Dr. Roman Beck
Dissertationsprojekt
Transparenz in der biomedizinischen Forschung. Eine notwendige Voraussetzung für den ethischen Diskurs über die Selbstgestaltung des Menschen
Unter der Selbstgestaltung des Menschen versteht man biotechnische Veränderungen jenes Teils der menschlichen Natur, der dem Menschen bisher „naturwüchsig“ vorgegeben ist. Durch diese Verschiebung der natürlichen Grenzen werden Handlungsräume eröffnet, bei der der Einzelne seine Grenzziehungen selbstständig durchführen muss. Bei gesellschaftlichen und individuellen Entscheidungen über solche Grenzziehungen ist man auf Orientierung und sachliche Aufklärung angewiesen. Zwar können biomedizinische Wissenschaftler in ihrer Funktion keine Orientierung geben, sie liefern aber Informationen für die Entscheidungsfindung bei dieser Problemstellung. Die zugrunde liegende Kommunikation kann als „asymmetrisch“ bezeichnet werden, da der Wissenschaftler als Experte wahrgenommen wird, dem die Gesellschaft Vertrauen entgegen bringt. Die Vertrauenswürdigkeit wird maßgeblich durch die Transparenz seiner Aussagen geschaffen. Nun ist zu beobachten, dass das wissenschaftsethisch eingeforderte Transparenzgebot nicht durchgehend erfüllt wird.

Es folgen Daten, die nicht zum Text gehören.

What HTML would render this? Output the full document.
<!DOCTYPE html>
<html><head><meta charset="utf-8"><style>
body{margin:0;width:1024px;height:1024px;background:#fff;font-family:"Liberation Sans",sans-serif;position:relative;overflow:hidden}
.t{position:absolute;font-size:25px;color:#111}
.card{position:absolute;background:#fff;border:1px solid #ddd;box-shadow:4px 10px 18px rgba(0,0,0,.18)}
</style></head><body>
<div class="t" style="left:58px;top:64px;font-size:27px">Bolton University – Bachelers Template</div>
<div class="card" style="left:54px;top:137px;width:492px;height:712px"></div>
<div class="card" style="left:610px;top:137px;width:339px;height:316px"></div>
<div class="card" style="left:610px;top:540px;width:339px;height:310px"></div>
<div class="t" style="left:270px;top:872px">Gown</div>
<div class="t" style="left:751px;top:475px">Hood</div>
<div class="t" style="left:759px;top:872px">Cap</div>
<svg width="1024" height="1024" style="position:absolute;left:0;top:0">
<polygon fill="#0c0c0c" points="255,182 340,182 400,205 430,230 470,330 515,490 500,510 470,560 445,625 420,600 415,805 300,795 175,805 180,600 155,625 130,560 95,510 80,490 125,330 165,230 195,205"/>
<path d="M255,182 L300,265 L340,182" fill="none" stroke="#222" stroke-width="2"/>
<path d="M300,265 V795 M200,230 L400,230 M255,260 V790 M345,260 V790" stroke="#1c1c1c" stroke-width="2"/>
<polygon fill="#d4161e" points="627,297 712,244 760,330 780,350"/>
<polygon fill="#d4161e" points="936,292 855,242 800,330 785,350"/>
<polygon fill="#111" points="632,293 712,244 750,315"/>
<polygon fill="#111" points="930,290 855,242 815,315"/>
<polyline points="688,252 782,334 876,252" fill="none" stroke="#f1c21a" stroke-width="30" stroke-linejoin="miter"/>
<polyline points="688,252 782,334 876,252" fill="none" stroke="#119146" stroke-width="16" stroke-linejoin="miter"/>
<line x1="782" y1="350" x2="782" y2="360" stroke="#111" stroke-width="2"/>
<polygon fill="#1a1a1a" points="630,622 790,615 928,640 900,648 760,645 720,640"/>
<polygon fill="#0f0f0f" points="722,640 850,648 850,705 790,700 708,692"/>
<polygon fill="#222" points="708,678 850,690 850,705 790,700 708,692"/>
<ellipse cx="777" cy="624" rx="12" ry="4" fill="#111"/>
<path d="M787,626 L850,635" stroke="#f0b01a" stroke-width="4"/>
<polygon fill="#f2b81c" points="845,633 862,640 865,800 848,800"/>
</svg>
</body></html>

Das Transparenzgebot wurde bisher nahezu ausschließlich im Rahmen des Wissenschaftsethos als interne Verantwortung gegenüber der scientific community, jedoch nicht in seiner externen Bedeutung erörtert: In ihrer Funktion als Experten kommen biomedizinischen Wissenschaftlern wichtige Einflussmöglichkeiten auf gesellschaftliche Normierungsprozesse und individuelle Urteilsbildungen zu. Mit ihren Aussagen und Prognosen erzeugen sie Realitäten, die andernfalls so nicht existierten. Werden folglich wissenschaftliche Aussagen im bioethischen Diskurs nicht transparent verfasst, kann dies für die Entscheidungsfindung hinsichtlich der Selbstgestaltung des Menschen gravierende Folgen haben.

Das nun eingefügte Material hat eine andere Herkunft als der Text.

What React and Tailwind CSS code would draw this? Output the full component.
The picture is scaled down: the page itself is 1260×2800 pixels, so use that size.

Es ist daher erforderlich, (a) die Bedeutung des Transparenzgebots in ihrer Breite und Tiefe für den bioethischen Diskurs zu untersuchen. Dazu ist das vielschichtige Verhältnis zwischen Akteuren in der biowissenschaftlichen Forschung, Gesellschaft und Individuum zu bestimmen. Es ist (b) zu prüfen, wie Transparenz in dieser Hinsicht ethisch eingefordert und begründet werden kann. Ziel des Projektes ist es, ein Fundament für den ethischen Diskurs über die Selbstgestaltung des Menschen zu schaffen, in welchem die Gesellschaft und das Individuum auf transparente Informationen der Wissenschaft zurückgreifen und auf dieser Grundlage ethische Urteile bilden können.
Zur Person
Studium der Biologie (Diplom) und Katholischen Theologie (Diplom) in Tübingen und London. Seit April 2007 Mitglied am Graduiertenkolleg „Bioethik“. Das Dissertationsprojekt wird von Prof. Dr. Dietmar Mieth betreut.